A Beginner's Guide to Color Codes in Web Design

Beginners Guide Color Codes Web Design Overview

When I first started building websites, color codes looked like random strings of letters and numbers. I remember copying #FF5733 from a tutorial without understanding what those characters meant or why they produced an orange shade. If you are in that same spot right now, this guide will make everything click.

Web colors boil down to three systems, and each one describes the same color differently. Think of it like temperature — you can say 100 degrees Fahrenheit or 37.8 Celsius, and both refer to the same heat. Color codes work the same way. The three systems you need to learn are HEX, RGB, and HSL.

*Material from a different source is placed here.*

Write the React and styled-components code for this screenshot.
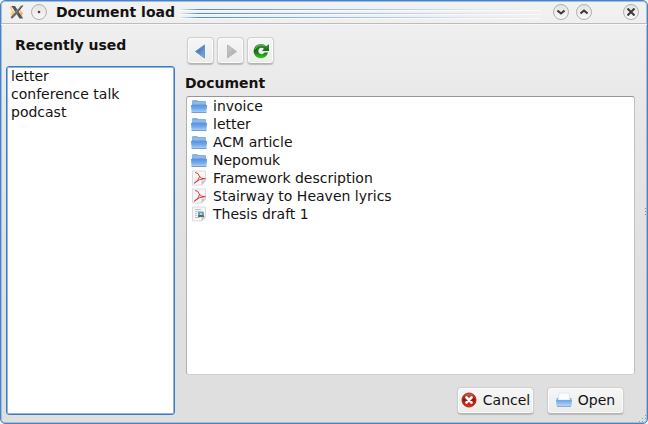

Beginners Guide Color Codes Web Design Spectrum

HEX Codes: The Web Standard

HEX is short for hexadecimal, a base-16 number system. A HEX color code starts with a # symbol followed by six characters split into three pairs. The first pair represents red, second is green, third is blue. Each pair ranges from 00 (zero intensity) to FF (full intensity). So #FF0000 means maximum red, no green, no blue — pure red on your screen.

Here is what tripped me up early on: letters A through F are just numbers in disguise. In hexadecimal, A equals 10, B equals 11, up to F which equals 15. A hex pair like 3D converts to 3 times 16 plus 13, equaling 61 in decimal. You never need to do this math yourself — color picker tools handle it — but knowing the logic helps you understand why #000000 is black and #FFFFFF is white.

HEX became the default web format because it is compact. Six characters can represent any of 16.7 million colors, every browser supports it, every design tool exports it, and every CSS tutorial uses it. When a client sends brand guidelines, colors are almost always listed in HEX.

Beginners Guide Color Codes Web Design UI Example

RGB: Thinking in Light

RGB stands for Red, Green, Blue and uses three regular numbers from 0 to 255. The CSS syntax is rgb(255, 87, 51), producing the exact same burnt orange as #FF5733. I find RGB more intuitive for tweaking — seeing rgb(50, 100, 220) makes it obvious that reducing the third number dims the blue channel.

RGB also unlocks transparency through its RGBA variant. Adding a fourth number between 0 and 1 controls opacity: rgba(255, 87, 51, 0.5) gives you that orange at half transparency. This is incredibly useful for overlays, glass effects, and layered designs.

HSL: The Human-Friendly Format

HSL describes color through Hue, Saturation, and Lightness. Hue is a position on the color wheel (0 is red, 120 green, 240 blue). Saturation controls vividness. Lightness controls brightness. The real power shows up when creating variations — your brand blue at hsl(217, 91%, 60%) becomes a light background at 95% lightness and a dark hover state at 40% lightness, all clearly in the same family.

Which One Should You Actually Use?

Use HEX for CSS variable definitions, HSL when calculating lighter or darker variations, and RGBA when you need transparency. Define your palette as custom properties like :root { --brand: #4A90D9; --text: #1F2937; } and reference them everywhere. That single practice will save you from the most common beginner mistake: inconsistent colors scattered across your stylesheets.